How are fractiles computed?

Econometrics questions and discussions
davidkelley
Posts: 1
Joined: Thu Apr 28, 2016 5:13 pm

How are fractiles computed?

Unread post by davidkelley »

How exactly are fractiles calculated? I'm trying to replicate some data preparation work in RATS elsewhere but I can't replicate the computation of percentiles. I've generally thought that a percentile had to be an observation in the dataset, but it seems as through that isn't the case. For example, the following code says that the 25th percentile of a time series from 1 to 6 is 2.25.

Code: Select all

allocate 6
set test = 1
do j=2,6
     set(scratch) test j j = test(j-1) + 1
end do j
print / test
statistics(fractiles) test
Thank you for your help.
TomDoan
Posts: 7814
Joined: Wed Nov 01, 2006 4:36 pm

Re: How are fractiles computed?

Unread post by TomDoan »

First off, you could just use

set test 1 6 = t
stats(fractiles) test

in place of what you did.

There are actually several defensible ways to compute quantiles when there isn't an "obvious" value.
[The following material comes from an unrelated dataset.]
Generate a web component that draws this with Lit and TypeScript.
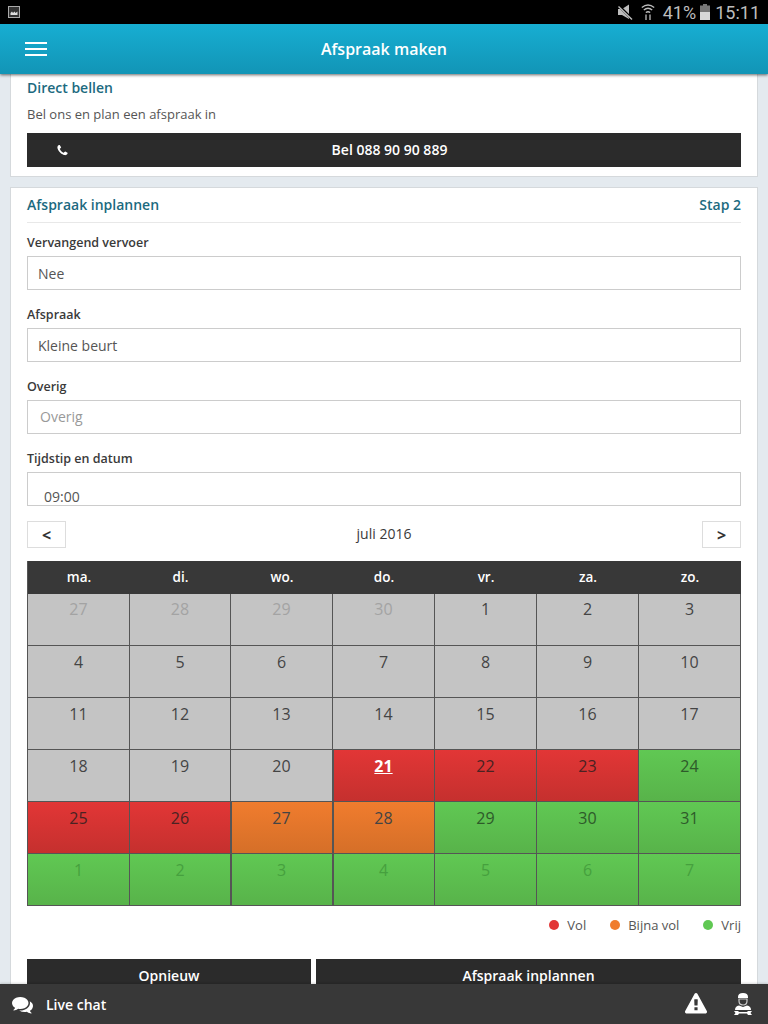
import { LitElement, css, html, svg } from 'lit'
import { customElement } from 'lit/decorators.js'

type Day = { n: number; kind: string; faded?: boolean; today?: boolean }

const legenda = [
  { label: 'Vol', kleur: '#e23636' },
  { label: 'Bijna vol', kleur: '#f07c2e' },
  { label: 'Vrij', kleur: '#60c853' },
]

const weekdagen = ['ma.', 'di.', 'wo.', 'do.', 'vr.', 'za.', 'zo.']

function maakDagen(): Day[] {
  const dagen: Day[] = []
  for (const n of [27, 28, 29, 30]) dagen.push({ n, kind: 'grijs', faded: true })
  for (let n = 1; n <= 20; n++) dagen.push({ n, kind: 'grijs' })
  dagen.push({ n: 21, kind: 'rood', today: true })
  dagen.push({ n: 22, kind: 'rood' })
  dagen.push({ n: 23, kind: 'rood' })
  dagen.push({ n: 24, kind: 'groen' })
  dagen.push({ n: 25, kind: 'rood' })
  dagen.push({ n: 26, kind: 'rood' })
  dagen.push({ n: 27, kind: 'oranje' })
  dagen.push({ n: 28, kind: 'oranje' })
  for (let n = 29; n <= 31; n++) dagen.push({ n, kind: 'groen' })
  for (let n = 1; n <= 7; n++) dagen.push({ n, kind: 'groen', faded: true })
  return dagen
}

const phonePath = 'M1600 1240q0 27-10 70.5t-21 68.5q-21 50-122 106-94 51-186 51-27 0-53-3.5t-57.5-12.5-47-14.5-55.5-20.5-49-18q-98-35-175-83-127-79-264-216t-216-264q-48-77-83-175-3-9-18-49t-20.5-55.5-14.5-47-12.5-57.5-3.5-53q0-92 51-186 56-101 106-122 25-11 68.5-21t70.5-10q14 0 21 3 18 6 53 76 11 19 30 54t35 63.5 31 53.5q3 4 17.5 25t21.5 35.5 7 28.5q0 20-28.5 50t-62 55-62 53-28.5 46q0 9 5 22.5t8.5 20.5 14 24 11.5 19q76 137 174 235t235 174q2 1 19 11.5t24 14 20.5 8.5 22.5 5q18 0 46-28.5t53-62 55-62 50-28.5q14 0 28.5 7t35.5 21.5 25 17.5q25 15 53.5 31t63.5 35 54 30q70 35 76 53 3 7 3 21z'
const commentsPath = 'M1408 768q0 139-94 257t-256.5 186.5-353.5 68.5q-86 0-176-16-124 88-278 128-36 9-86 16h-3q-11 0-20.5-8t-11.5-21q-1-3-1-6.5t.5-6.5 2-6l2.5-5 3.5-5.5 4-5 4.5-5 4-4.5q5-6 23-25t26-29.5 22.5-29 25-38.5 20.5-44q-124-72-195-177t-71-224q0-139 94-257t256.5-186.5 353.5-68.5 353.5 68.5 256.5 186.5 94 257zm384 256q0 120-71 224.5t-195 176.5q10 24 20.5 44t25 38.5 22.5 29 26 29.5 23 25q1 1 4 4.5t4.5 5 4 5 3.5 5.5l2.5 5 2 6 .5 6.5-1 6.5q-3 14-13 22t-22 7q-50-7-86-16-154-40-278-128-90 16-176 16-271 0-472-132 58 4 88 4 161 0 309-45t264-129q125-92 192-212t67-254q0-77-23-152 129 71 204 178t75 230z'
const warningPath = 'M1024 1375v-190q0-14-9.5-23.5t-22.5-9.5h-192q-13 0-22.5 9.5t-9.5 23.5v190q0 14 9.5 23.5t22.5 9.5h192q13 0 22.5-9.5t9.5-23.5zm-2-374l18-459q0-12-10-19-13-11-24-11h-220q-11 0-24 11-10 7-10 21l17 457q0 10 10 16.5t24 6.5h185q14 0 23.5-6.5t10.5-16.5zm-14-934l768 1408q35 63-2 126-17 29-46.5 46t-63.5 17h-1536q-34 0-63.5-17t-46.5-46q-37-63-2-126l768-1408q17-31 47-49t65-18 65 18 47 49z'

const faIcon = (d: string, size: number) => html`<svg width=${size} height=${size} viewBox="0 0 1792 1792" fill="#fff">${svg`<path d=${d}></path>`}</svg>`

@customElement('app-root')
export class AppRoot extends LitElement {
  static styles = css`
    :host {
      display: flex;
      flex-direction: column;
      height: 1024px;
      overflow: hidden;
      background: #e4eaef;
      font-family: "Open Sans", sans-serif;
      font-size: 13px;
      color: #444;
    }
    .status {
      height: 24px;
      flex: none;
      background: #000;
      display: flex;
      align-items: center;
      padding: 0 8px;
      color: #bdbdbd;
    }
    .status .rechts {
      margin-left: auto;
      display: flex;
      align-items: center;
      font-family: Roboto, sans-serif;
      font-size: 18px;
    }
    .wifi { margin-left: 8px; }
    .procent { margin-left: 8px; }
    .batterij { margin: 0 5px 0 4px; }
    .kop {
      height: 50px;
      flex: none;
      position: relative;
      z-index: 2;
      background: linear-gradient(#17aed2, #1295b6);
      box-shadow: 0 1px 3px rgba(0, 0, 0, 0.6);
      display: flex;
      align-items: center;
      justify-content: center;
      color: #fff;
      font-size: 16px;
      font-weight: 600;
    }
    .hamburger {
      position: absolute;
      left: 25px;
      top: 18px;
      width: 22px;
      height: 14px;
      display: flex;
      flex-direction: column;
      justify-content: space-between;
    }
    .hamburger span { height: 2px; background: #fff; }
    .inhoud {
      flex: 1;
      min-height: 0;
      overflow: hidden;
      padding: 0 10px;
    }
    .kaart {
      background: #fff;
      border: 1px solid #d5d9dc;
      border-top: 0;
      padding: 0 16px;
    }
    .bel { box-sizing: border-box; height: 103px; margin-bottom: 10px; }
    .kaart h2 {
      margin: 0;
      font-size: 14px;
      font-weight: 600;
      color: #1c6a80;
      line-height: 20px;
    }
    .bel h2 { padding-top: 4px; }
    .bel p { margin: 6px 0 0; font-size: 13px; line-height: 20px; height: 29px; color: #555; }
    .knop {
      box-sizing: border-box;
      background: #2b2b2b;
      color: #fff;
      font-weight: 600;
      font-size: 14px;
      display: flex;
      align-items: center;
      justify-content: center;
      height: 34px;
      padding-bottom: 2px;
      position: relative;
    }
    .knop.met-icoon { padding-left: 11px; }
    .knop svg { position: absolute; left: 29px; top: 11px; }
    .afspraak { border-top: 1px solid #d5d9dc; }
    .stap-kop {
      box-sizing: border-box;
      display: flex;
      justify-content: space-between;
      align-items: center;
      height: 35px;
      border-bottom: 1px solid #e8e8e8;
    }
    .veld { padding-top: 9px; }
    .veld label {
      display: block;
      height: 24px;
      line-height: 21px;
      font-size: 12.5px;
      font-weight: 600;
      color: #3a3a3a;
    }
    .invoer {
      height: 34px;
      box-sizing: border-box;
      border: 1px solid #ccc;
      padding: 0 10px;
      line-height: 34px;
      font-size: 14px;
      color: #555;
      overflow: hidden;
    }
    .veld + .veld { padding-top: 14px; }
    .invoer.leeg { color: #999; padding-left: 12px; line-height: 32px; }
    .invoer.tijd { padding: 8px 16px 0; line-height: 32px; }
    .maand {
      display: flex;
      align-items: center;
      justify-content: space-between;
      margin-top: 15px;
      height: 27px;
      font-size: 14px;
      color: #3a3a3a;
    }
    .maand span { position: relative; top: -1px; }
    .pijl {
      width: 39px;
      height: 27px;
      box-sizing: border-box;
      border: 1px solid #ddd;
      display: flex;
      align-items: center;
      justify-content: center;
      font-weight: 700;
      font-size: 16px;
      color: #333;
    }
    .kalender {
      margin-top: 13px;
      display: grid;
      grid-template-columns: 102px 101px repeat(5, 102px);
      border-left: 1px solid #555;
    }
    .wd {
      box-sizing: border-box;
      height: 33px;
      padding-bottom: 1px;
      background: #383838;
      color: #fff;
      font-weight: 600;
      font-size: 13.5px;
      display: flex;
      align-items: center;
      justify-content: center;
    }
    .dag {
      height: 52px;
      box-sizing: border-box;
      border-right: 1px solid #555;
      border-bottom: 1px solid #555;
      text-align: center;
      font-size: 16px;
      line-height: 20px;
      padding-top: 6px;
      color: #444;
    }
    .dag.eerste { padding-top: 5px; }
    .dag.dik { box-shadow: inset 1px 0 0 #555; }
    .grijs { background: #c4c4c4; }
    .rood { background: linear-gradient(#e23636, #c5302e); color: #4a2222; }
    .oranje { background: linear-gradient(#f07c2e, #d56f28); }
    .groen { background: linear-gradient(#60c853, #58b34a); color: #2e5a2a; }
    .dag.vaag { color: #a3a3a3; }
    .dag.groen.vaag { color: #46a03e; }
    .dag.vandaag { color: #fff; font-weight: 700; text-decoration: underline; }
    .legenda {
      display: flex;
      justify-content: flex-end;
      align-items: center;
      gap: 24px;
      height: 38px;
      font-size: 13px;
      color: #555;
    }
    .legenda div { display: flex; align-items: center; gap: 8px; }
    .legenda i { width: 10px; height: 10px; border-radius: 50%; display: block; }
    .acties {
      display: grid;
      grid-template-columns: 284px 425px;
      gap: 5px;
      margin-top: 15px;
    }
    .voet {
      height: 40px;
      flex: none;
      position: relative;
      z-index: 2;
      background: #383838;
      box-shadow: 0 -1px 2px rgba(0, 0, 0, 0.15);
      display: flex;
      align-items: center;
      padding: 0 15px 0 12px;
      color: #fff;
      font-weight: 600;
      font-size: 14px;
    }
    .voet .chat { margin-left: 13px; }
    .voet .rechts { margin-left: auto; display: flex; align-items: center; gap: 26px; }
  `

  render() {
    return html`
      <div class="status">
        <svg width="12" height="12" viewBox="0 0 12 12">
          <rect x="0.5" y="0.5" width="11" height="11" fill="#333" stroke="#aaa"></rect>
          <path d="M2.5 9 V7 L4 5.5 L5 7 L6.5 5.5 L7.5 7 L9.5 5.5 V9 Z" fill="#ddd"></path>
        </svg>
        <div class="rechts">
          <svg width="16" height="16" viewBox="0 0 16 16" fill="#bdbdbd">
            <path d="M1 5 H5 L12 0.5 V15 L5 11 H1 Z"></path>
            <path d="M1 1 L15 15" stroke="#000" stroke-width="2.6"></path>
            <path d="M1.5 2.5 L15 15.5" stroke="#bdbdbd" stroke-width="1.4"></path>
          </svg>
          <svg class="wifi" width="14" height="18" viewBox="0 0 14 18" fill="none" stroke="#bdbdbd" stroke-width="1.3">
            <path d="M0.8 4.5 Q7 -0.5 13.2 4.5"></path>
            <path d="M2.8 7 Q7 3.5 11.2 7"></path>
            <path d="M4.8 9.5 Q7 8 9.2 9.5"></path>
            <path d="M5 11.5 V17 M9 11.5 V17" stroke="#888" stroke-width="1.8"></path>
          </svg>
          <span class="procent">41%</span>
          <svg class="batterij" width="10" height="16" viewBox="0 0 10 16">
            <rect x="3" y="0" width="4" height="2" fill="#777"></rect>
            <rect x="0" y="1.5" width="10" height="6.5" fill="#777"></rect>
            <rect x="0" y="8" width="10" height="8" fill="#d8d8d8"></rect>
          </svg>
          <span>15:11</span>
        </div>
      </div>

      <div class="kop">
        <div class="hamburger"><span></span><span></span><span></span></div>
        Afspraak maken
      </div>

      <div class="inhoud">
        <div class="kaart bel">
          <h2>Direct bellen</h2>
          <p>Bel ons en plan een afspraak in</p>
          <div class="knop met-icoon">${faIcon(phonePath, 13)}Bel 088 90 90 889</div>
        </div>

        <div class="kaart afspraak">
          <div class="stap-kop"><h2>Afspraak inplannen</h2><h2>Stap 2</h2></div>
          <div class="veld"><label>Vervangend vervoer</label><div class="invoer">Nee</div></div>
          <div class="veld"><label>Afspraak</label><div class="invoer">Kleine beurt</div></div>
          <div class="veld"><label>Overig</label><div class="invoer leeg">Overig</div></div>
          <div class="veld"><label>Tijdstip en datum</label><div class="invoer tijd">09:00</div></div>

          <div class="maand">
            <div class="pijl">&lt;</div>
            <span>juli 2016</span>
            <div class="pijl">&gt;</div>
          </div>

          <div class="kalender">
            ${weekdagen.map((d) => html`<div class="wd">${d}</div>`)}
            ${maakDagen().map((d, i) => html`
              <div class="dag ${d.kind} ${d.faded ? 'vaag' : ''} ${d.today ? 'vandaag' : ''} ${i < 7 ? 'eerste' : ''} ${(i % 7 === 2 && i >= 28) || (i % 7 === 3 && i >= 21) ? 'dik' : ''}">${d.n}</div>
            `)}
          </div>

          <div class="legenda">
            ${legenda.map((l) => html`<div><i style="background:${l.kleur}"></i>${l.label}</div>`)}
          </div>

          <div class="acties">
            <div class="knop">Opnieuw</div>
            <div class="knop">Afspraak inplannen</div>
          </div>
        </div>
      </div>

      <div class="voet">
        ${faIcon(commentsPath, 21)}
        <span class="chat">Live chat</span>
        <div class="rechts">
          ${faIcon(warningPath, 22)}
          <svg width="20" height="24" viewBox="0 0 20 24" fill="#fff">
            <path d="M5 5 Q5 1 10 1 Q15 1 15 5 V6 H5 Z"></path>
            <path d="M6 7 H14 V9 Q14 13 10 13 Q6 13 6 9 Z" fill="none" stroke="#ccc" stroke-width="1.2"></path>
            <path d="M2 18 Q2 14 6 13.5 L10 15 L14 13.5 Q18 14 18 18 Z"></path>
            <path d="M1 19 H5 L6 20 H14 L15 19 H19 L17.5 21 L19 23 H15 L14 21.6 H6 L5 23 H1 L2.5 21 Z"></path>
          </svg>
        </div>
      </div>
    `
  }
}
However, it is certainly not true that it has to be an actual data point. The median of {1,2,3,4,5,6} is typically considered to be 3.5---theoretically any number in (3,4) could be considered a median since 50% of the observations are above and 50% below, but the average of the two in the middle seems to be the most obvious choice. To better demonstrate the calculation in general, consider something like {1,4,9,16,25,36}. To compute the 25%-ile, RATS computes the position of the 25%-ile as .25*(6-1)+1=2.25. That means the value is between observations 2 and 3, .25 of the distance from 2 to 3, so 4+.25*(9-4)=5.25. There are alternative formulas which (in effect) act as if -inf and +inf are added to the data set. That will give the same results for the median, and the two methods will converge as n-->inf, but will come up with very different results for small data sets, particularly for quantiles near either 0 or 1.